TASK BRIEF:
Search the data for the string "TypeScript" and gather each line it is in.

PROVIDED RECORDS:
········
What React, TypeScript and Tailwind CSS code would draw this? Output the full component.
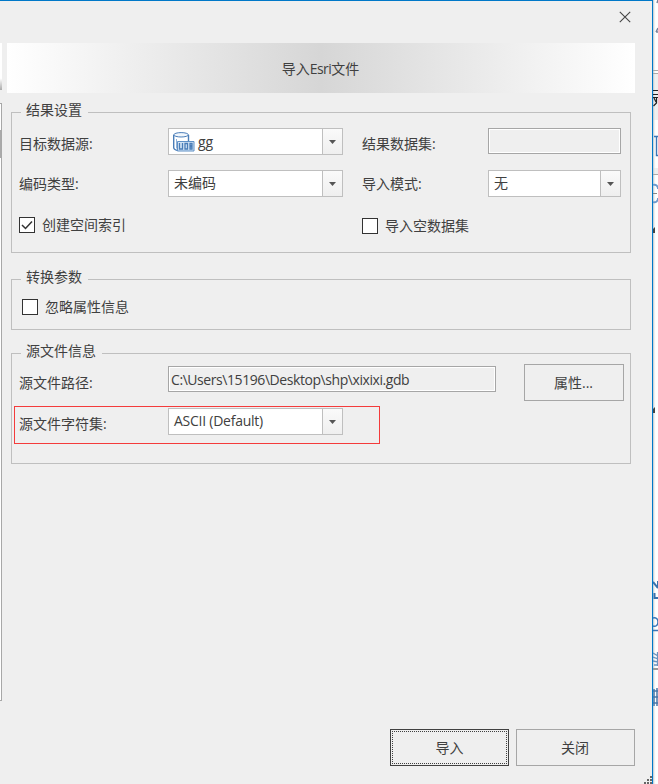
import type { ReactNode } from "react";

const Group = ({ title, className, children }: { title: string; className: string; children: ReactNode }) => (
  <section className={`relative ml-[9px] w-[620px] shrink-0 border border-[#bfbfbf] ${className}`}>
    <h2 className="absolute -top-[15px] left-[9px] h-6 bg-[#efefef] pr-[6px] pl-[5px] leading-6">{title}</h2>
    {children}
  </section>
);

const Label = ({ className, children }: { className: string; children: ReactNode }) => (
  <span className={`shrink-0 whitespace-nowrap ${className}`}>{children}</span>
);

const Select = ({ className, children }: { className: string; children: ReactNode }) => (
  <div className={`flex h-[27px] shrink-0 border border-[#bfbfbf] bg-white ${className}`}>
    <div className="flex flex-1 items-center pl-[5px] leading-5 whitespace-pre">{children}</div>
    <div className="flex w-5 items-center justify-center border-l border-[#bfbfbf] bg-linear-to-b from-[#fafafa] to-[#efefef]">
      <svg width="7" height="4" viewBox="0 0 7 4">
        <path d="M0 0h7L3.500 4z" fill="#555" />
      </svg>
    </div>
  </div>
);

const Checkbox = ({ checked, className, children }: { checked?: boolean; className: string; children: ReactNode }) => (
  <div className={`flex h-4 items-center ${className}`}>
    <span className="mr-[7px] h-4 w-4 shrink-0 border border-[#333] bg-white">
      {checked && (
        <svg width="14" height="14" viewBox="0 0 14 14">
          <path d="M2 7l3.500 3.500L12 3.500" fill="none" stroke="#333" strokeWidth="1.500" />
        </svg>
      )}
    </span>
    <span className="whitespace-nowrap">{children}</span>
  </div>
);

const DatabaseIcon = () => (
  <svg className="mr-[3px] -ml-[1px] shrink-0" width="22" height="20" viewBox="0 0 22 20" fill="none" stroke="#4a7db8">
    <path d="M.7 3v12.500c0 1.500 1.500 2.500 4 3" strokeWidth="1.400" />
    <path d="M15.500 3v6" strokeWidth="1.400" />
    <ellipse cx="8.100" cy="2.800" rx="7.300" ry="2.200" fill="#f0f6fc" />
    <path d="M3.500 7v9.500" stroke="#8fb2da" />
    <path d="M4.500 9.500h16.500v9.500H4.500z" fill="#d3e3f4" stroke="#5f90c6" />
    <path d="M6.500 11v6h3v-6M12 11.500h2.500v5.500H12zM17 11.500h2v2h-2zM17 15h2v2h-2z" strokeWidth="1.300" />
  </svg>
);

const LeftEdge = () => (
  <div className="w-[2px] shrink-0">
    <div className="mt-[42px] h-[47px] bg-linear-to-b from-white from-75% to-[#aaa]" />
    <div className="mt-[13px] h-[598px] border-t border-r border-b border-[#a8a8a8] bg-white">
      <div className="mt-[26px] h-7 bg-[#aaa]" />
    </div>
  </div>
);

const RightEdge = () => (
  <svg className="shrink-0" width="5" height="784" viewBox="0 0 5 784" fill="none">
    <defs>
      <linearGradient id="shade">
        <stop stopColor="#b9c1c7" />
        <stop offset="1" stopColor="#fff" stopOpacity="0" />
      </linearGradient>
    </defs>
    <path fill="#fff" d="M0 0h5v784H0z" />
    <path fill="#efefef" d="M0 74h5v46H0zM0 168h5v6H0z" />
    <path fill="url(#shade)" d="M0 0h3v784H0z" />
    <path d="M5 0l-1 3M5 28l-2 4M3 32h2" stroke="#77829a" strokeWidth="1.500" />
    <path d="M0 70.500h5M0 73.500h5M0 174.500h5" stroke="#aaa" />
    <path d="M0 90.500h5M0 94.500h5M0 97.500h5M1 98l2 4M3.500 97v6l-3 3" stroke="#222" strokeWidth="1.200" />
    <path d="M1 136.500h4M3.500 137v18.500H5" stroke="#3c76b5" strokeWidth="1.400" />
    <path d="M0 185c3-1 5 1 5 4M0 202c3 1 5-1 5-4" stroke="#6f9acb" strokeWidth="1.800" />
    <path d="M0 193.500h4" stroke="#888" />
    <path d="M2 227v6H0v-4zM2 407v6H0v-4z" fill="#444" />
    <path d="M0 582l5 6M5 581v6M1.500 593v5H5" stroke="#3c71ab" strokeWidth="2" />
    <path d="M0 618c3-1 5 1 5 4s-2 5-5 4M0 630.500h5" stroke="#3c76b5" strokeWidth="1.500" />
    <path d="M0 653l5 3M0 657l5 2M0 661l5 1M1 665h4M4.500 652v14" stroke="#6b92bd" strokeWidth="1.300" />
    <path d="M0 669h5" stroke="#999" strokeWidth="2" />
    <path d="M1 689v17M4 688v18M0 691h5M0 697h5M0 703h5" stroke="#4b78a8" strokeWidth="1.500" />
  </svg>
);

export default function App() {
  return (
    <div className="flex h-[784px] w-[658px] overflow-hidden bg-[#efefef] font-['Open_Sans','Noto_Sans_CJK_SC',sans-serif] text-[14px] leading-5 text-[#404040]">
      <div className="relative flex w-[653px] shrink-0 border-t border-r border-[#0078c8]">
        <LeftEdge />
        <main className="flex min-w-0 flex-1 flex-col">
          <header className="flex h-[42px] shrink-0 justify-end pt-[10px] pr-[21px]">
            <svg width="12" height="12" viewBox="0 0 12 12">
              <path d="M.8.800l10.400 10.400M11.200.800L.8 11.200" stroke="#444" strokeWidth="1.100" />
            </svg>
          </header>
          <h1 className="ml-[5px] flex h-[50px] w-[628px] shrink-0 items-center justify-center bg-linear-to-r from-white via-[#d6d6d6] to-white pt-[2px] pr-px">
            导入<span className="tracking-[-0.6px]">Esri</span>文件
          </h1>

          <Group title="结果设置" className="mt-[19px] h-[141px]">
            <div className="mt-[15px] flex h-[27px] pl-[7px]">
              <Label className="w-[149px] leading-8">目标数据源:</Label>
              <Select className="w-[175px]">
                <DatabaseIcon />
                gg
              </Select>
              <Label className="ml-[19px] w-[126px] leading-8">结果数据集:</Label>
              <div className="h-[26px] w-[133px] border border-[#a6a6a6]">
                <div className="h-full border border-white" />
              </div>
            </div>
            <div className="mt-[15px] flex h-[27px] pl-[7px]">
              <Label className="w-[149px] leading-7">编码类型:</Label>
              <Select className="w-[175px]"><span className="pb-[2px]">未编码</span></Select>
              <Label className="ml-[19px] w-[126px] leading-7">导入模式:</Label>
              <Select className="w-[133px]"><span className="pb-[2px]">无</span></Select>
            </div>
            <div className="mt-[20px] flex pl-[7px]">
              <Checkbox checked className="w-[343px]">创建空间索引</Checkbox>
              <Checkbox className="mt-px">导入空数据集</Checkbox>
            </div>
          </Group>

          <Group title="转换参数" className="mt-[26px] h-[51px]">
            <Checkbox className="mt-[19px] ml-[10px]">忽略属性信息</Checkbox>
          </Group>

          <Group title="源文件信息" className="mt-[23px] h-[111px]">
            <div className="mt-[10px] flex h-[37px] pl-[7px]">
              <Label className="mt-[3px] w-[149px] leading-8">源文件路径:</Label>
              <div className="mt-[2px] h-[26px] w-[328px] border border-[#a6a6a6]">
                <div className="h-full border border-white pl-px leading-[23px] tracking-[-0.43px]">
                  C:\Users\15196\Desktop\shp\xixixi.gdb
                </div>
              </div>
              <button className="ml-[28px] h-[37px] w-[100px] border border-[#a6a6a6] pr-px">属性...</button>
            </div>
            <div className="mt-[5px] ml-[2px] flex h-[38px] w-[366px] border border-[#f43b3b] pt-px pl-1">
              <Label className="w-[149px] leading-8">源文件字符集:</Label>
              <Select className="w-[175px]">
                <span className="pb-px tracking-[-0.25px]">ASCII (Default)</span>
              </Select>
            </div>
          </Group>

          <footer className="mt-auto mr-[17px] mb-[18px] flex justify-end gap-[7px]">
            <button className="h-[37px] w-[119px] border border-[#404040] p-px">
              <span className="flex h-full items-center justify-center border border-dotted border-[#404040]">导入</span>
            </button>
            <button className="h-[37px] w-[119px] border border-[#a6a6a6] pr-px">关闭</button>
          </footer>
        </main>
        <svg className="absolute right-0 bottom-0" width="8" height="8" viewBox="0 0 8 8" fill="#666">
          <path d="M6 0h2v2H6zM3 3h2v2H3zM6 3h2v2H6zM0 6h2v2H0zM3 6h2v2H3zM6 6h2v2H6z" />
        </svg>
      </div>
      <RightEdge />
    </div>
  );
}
········
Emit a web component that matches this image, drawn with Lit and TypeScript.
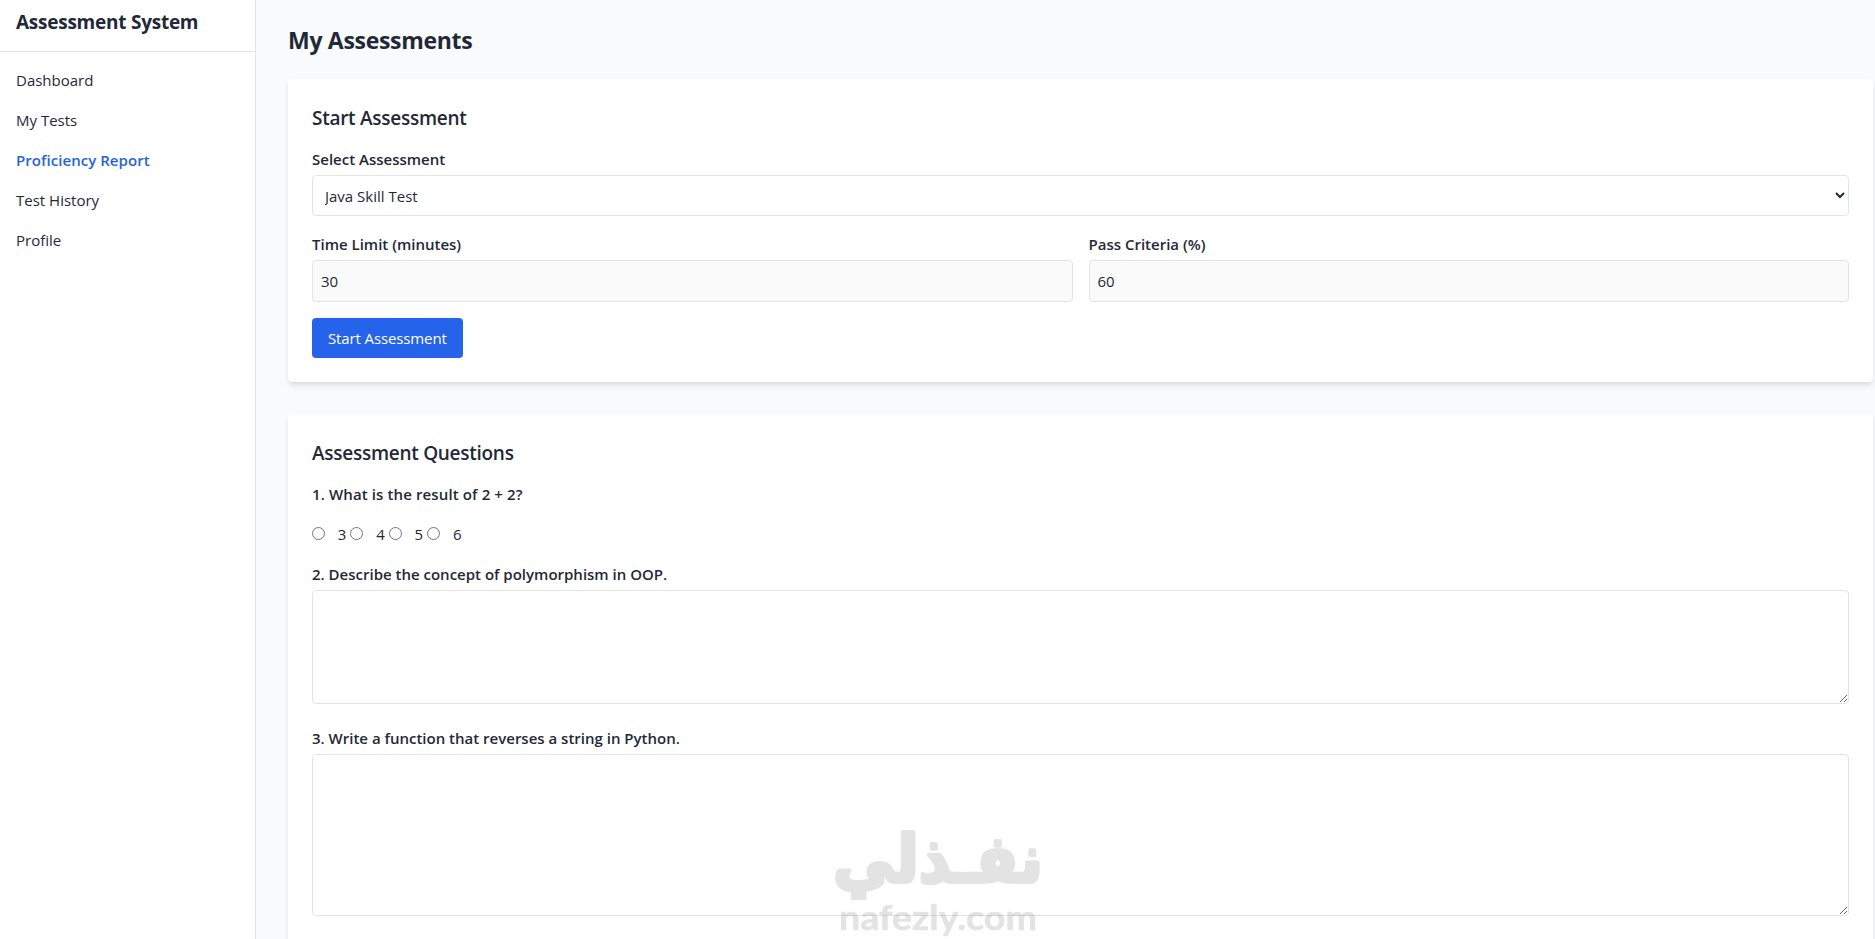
········
EXPECTED ANSWER:
What React, TypeScript and Tailwind CSS code would draw this? Output the full component.
Emit a web component that matches this image, drawn with Lit and TypeScript.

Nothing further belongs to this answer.